Stelzenmueller zauważa samokrytycznie, że Niemcy uważają się za motor europejskiej integracji, ale w decydujących momentach „pociągają za hamulec”. „Nie przyjmujemy do wiadomości, że niemieckie decyzje, jak choćby w sprawie gazociągu Nord Stream 2, w kryzysie waluty euro czy w kryzysie uchodźczym mają skutki i koszty wykraczająca poza nasze granice” – stwierdza.
Stelzenmueller uważa, że w obecnej sytuacji Niemcy „nie dysponują nadmiarem strategicznych opcji”. „Wycofanie się za mur jest perspektywą iluzoryczną dla kraju, który ma dwa wybrzeża morskie i granice z dziewięcioma sąsiadami” – przypomina autorka.
Ostrzega przed pokusą nie obcą części jej rodaków, by przekształcić Niemcy w „Dużą Szwajcarię” – Republikę Berlińską utrzymującą równy dystans do wszystkich stron konfliktu, prowadzącą interesy ze wszystimi i uważającą na to, by nie narazić się żadnemu mocarstwu. To byłaby ślepa uliczka dla Niemiec – pisze.
Nasze losy są „egzystencjalnie związane z Europą, a wspieranie jej i chronienie leży w naszym żywotnym interesie” – uważa Stelzenmueller.

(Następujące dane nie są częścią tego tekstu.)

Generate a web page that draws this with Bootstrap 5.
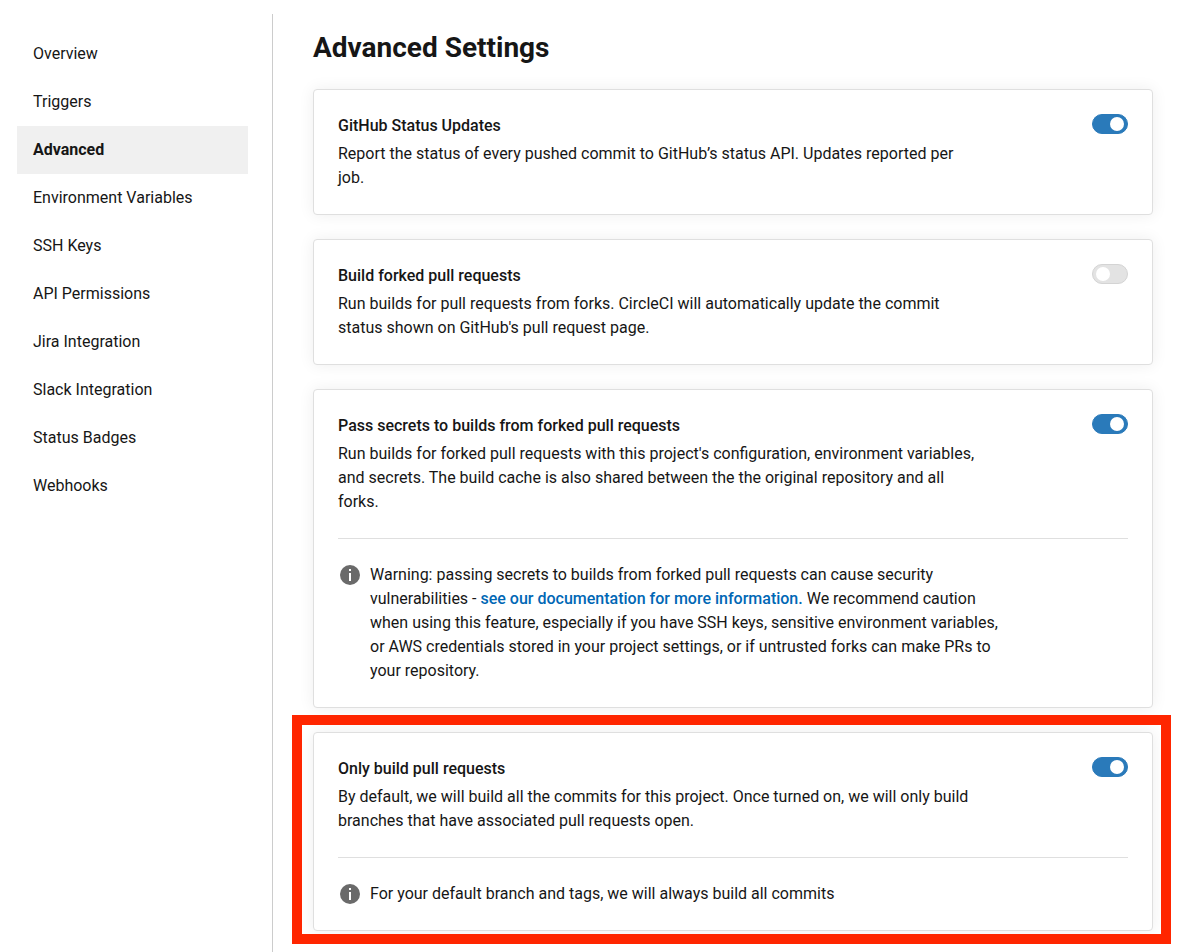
<!DOCTYPE html>
<html lang="en">
<head>
<meta charset="utf-8">
<meta name="viewport" content="width=device-width, initial-scale=1">
<title>Advanced Settings</title>
<link href="https://cdn.jsdelivr.net/npm/bootstrap@5.3.0/dist/css/bootstrap.min.css" rel="stylesheet">
<style>
  body { font-family: Roboto, "Liberation Sans", sans-serif; font-size: 16px; line-height: 24px; color: #161616; background: #fff; }
  .page { min-height: 100vh; padding-top: 14px; }
  .sidebar { flex: 0 0 273px; padding: 16px 24px 0 17px; border-right: 1px solid #ccc; }
  .sidebar .nav-link { padding: 12px 16px; color: #161616; border-radius: 0; }
  .sidebar .nav-pills .nav-link.active { background: #f0f0f0; color: #161616; font-weight: 700; }
  .content { min-width: 0; padding: 16px 40px 0; }
  .page-title { font-size: 28px; line-height: 35px; font-weight: 700; margin-bottom: 24px; }
  .setting { border: 1px solid #dfdfdf; border-radius: 4px; padding: 24px; box-shadow: 0 0 16px rgba(0, 0, 0, .07); }
  .setting-title { font-size: 16px; line-height: 24px; font-weight: 500; margin-bottom: 4px; }
  .setting-text { max-width: 640px; }
  .setting-note { border-top: 1px solid #dfdfdf; margin-top: 24px; padding: 24px 0 0 2px; gap: 10px; }
  .setting-note p { max-width: 632px; }
  .setting-note svg { margin-top: 2px; }
  .setting-note a { color: #0067b5; font-weight: 500; text-decoration: none; }
  .form-switch.toggle { padding: 0; min-height: 0; }
  .toggle .form-check-input {
    float: none; display: block; width: 36px; height: 20px; margin: 0;
    border: 1px solid #d4d4d4; border-radius: 10px; background: #e3e3e3; position: relative;
  }
  .toggle .form-check-input::before {
    content: ""; position: absolute; top: 2px; left: 3px; width: 14px; height: 14px;
    border-radius: 50%; background: #fff;
  }
  .toggle .form-check-input:checked { background: #2a7aba; border-color: #2a7aba; }
  .toggle .form-check-input:checked::before { left: 17px; }
  .highlight-frame { position: absolute; inset: -18px -19px -14px -22px; border: 10px solid #ff2600; pointer-events: none; }
</style>
</head>
<body>
<div class="page d-flex">
  <nav class="sidebar" aria-label="Project settings">
    <div class="nav nav-pills flex-column">
      <a class="nav-link" href="#">Overview</a>
      <a class="nav-link" href="#">Triggers</a>
      <a class="nav-link active" aria-current="page" href="#">Advanced</a>
      <a class="nav-link" href="#">Environment Variables</a>
      <a class="nav-link" href="#">SSH Keys</a>
      <a class="nav-link" href="#">API Permissions</a>
      <a class="nav-link" href="#">Jira Integration</a>
      <a class="nav-link" href="#">Slack Integration</a>
      <a class="nav-link" href="#">Status Badges</a>
      <a class="nav-link" href="#">Webhooks</a>
    </div>
  </nav>
  <main class="content flex-grow-1">
    <h1 class="page-title">Advanced Settings</h1>
    <div class="d-flex flex-column gap-4">
      <section class="card setting">
        <div class="d-flex justify-content-between align-items-start">
          <div>
            <label class="setting-title d-block" for="status">GitHub Status Updates</label>
            <p class="setting-text mb-0">Report the status of every pushed commit to GitHub’s status API. Updates reported per job.</p>
          </div>
          <div class="form-check form-switch toggle"><input class="form-check-input" type="checkbox" role="switch" id="status" checked></div>
        </div>
      </section>

      <section class="card setting">
        <div class="d-flex justify-content-between align-items-start">
          <div>
            <label class="setting-title d-block" for="forks">Build forked pull requests</label>
            <p class="setting-text mb-0">Run builds for pull requests from forks. CircleCI will automatically update the commit status shown on GitHub's pull request page.</p>
          </div>
          <div class="form-check form-switch toggle"><input class="form-check-input" type="checkbox" role="switch" id="forks"></div>
        </div>
      </section>

      <section class="card setting">
        <div class="d-flex justify-content-between align-items-start">
          <div>
            <label class="setting-title d-block" for="secrets">Pass secrets to builds from forked pull requests</label>
            <p class="setting-text mb-0">Run builds for forked pull requests with this project's configuration, environment variables, and secrets. The build cache is also shared between the the original repository and all forks.</p>
          </div>
          <div class="form-check form-switch toggle"><input class="form-check-input" type="checkbox" role="switch" id="secrets" checked></div>
        </div>
        <div class="setting-note d-flex align-items-start">
          <svg class="flex-shrink-0" width="20" height="20" viewBox="0 0 20 20" aria-hidden="true"><circle cx="10" cy="10" r="10" fill="#6a6a6a"/><path fill="#fff" d="M9 4h2v2H9zM9 8h2v8H9z"/></svg>
          <p class="mb-0">Warning: passing secrets to builds from forked pull requests can cause security vulnerabilities - <a href="#">see our documentation for more information.</a> We recommend caution when using this feature, especially if you have SSH keys, sensitive environment variables, or AWS credentials stored in your project settings, or if untrusted forks can make PRs to your repository.</p>
        </div>
      </section>

      <section class="card setting position-relative">
        <div class="d-flex justify-content-between align-items-start">
          <div>
            <label class="setting-title d-block" for="only-prs">Only build pull requests</label>
            <p class="setting-text mb-0">By default, we will build all the commits for this project. Once turned on, we will only build branches that have associated pull requests open.</p>
          </div>
          <div class="form-check form-switch toggle"><input class="form-check-input" type="checkbox" role="switch" id="only-prs" checked></div>
        </div>
        <div class="setting-note d-flex align-items-start">
          <svg class="flex-shrink-0" width="20" height="20" viewBox="0 0 20 20" aria-hidden="true"><circle cx="10" cy="10" r="10" fill="#6a6a6a"/><path fill="#fff" d="M9 4h2v2H9zM9 8h2v8H9z"/></svg>
          <p class="mb-0">For your default branch and tags, we will always build all commits</p>
        </div>
        <div class="highlight-frame"></div>
      </section>
    </div>
  </main>
</div>
<script src="https://cdn.jsdelivr.net/npm/bootstrap@5.3.0/dist/js/bootstrap.bundle.min.js"></script>
</body>
</html>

Aby móc podołać tym zadaniom, Niemcy muszą „zrobić porządek we własnym kraju”, gdyż bez wewnętrznej stabilizacji nie można prowadzić skutecznej polityki zagranicznej.
Przede wszystkim pragmatyzm
Ekspertka zaznacza, że Berlin musi „potwierdzić swoją odpowiedzialność za Europę”. Krytyka niemieckiej nadwyżki w handlu zagranicznym, zbyt niskich wydatków na obronę czy polityki energetycznej może być podyktowana własnymi interesami krytykujących państw, co jednak nie znaczy, że tak krytyka nie jest uzasadniona. Trzeba poszukiwać pragmatycznych rozwiązań – postuluje.
Stelzenmueller podkreśla, że Niemcy muszą posiadać zdolność przeforsowania uzgodnionych decyzji, co zakłada możliwość użycia siły. „Niemiecka pruderia w kwestii użycia twardej siły uważana jest nawet przez przyjaciół Niemiec za hipokryzję” – pisze.
Miejsce w Radzie Bezpieczeństw od stycznia br. jest testem dla niemieckiej polityki zagranicznej i bezpieczeństwa. Co oznacza proklamowana przez Berlin nowa „polityka wschodnia”, która zakłada branie pod uwagę interesów krajów wschodnioeuropejskich, jeżeli jest kontrowana przez niemiecką politykę energetyczną? – pyta autorka analizy w „Internationale Politik”.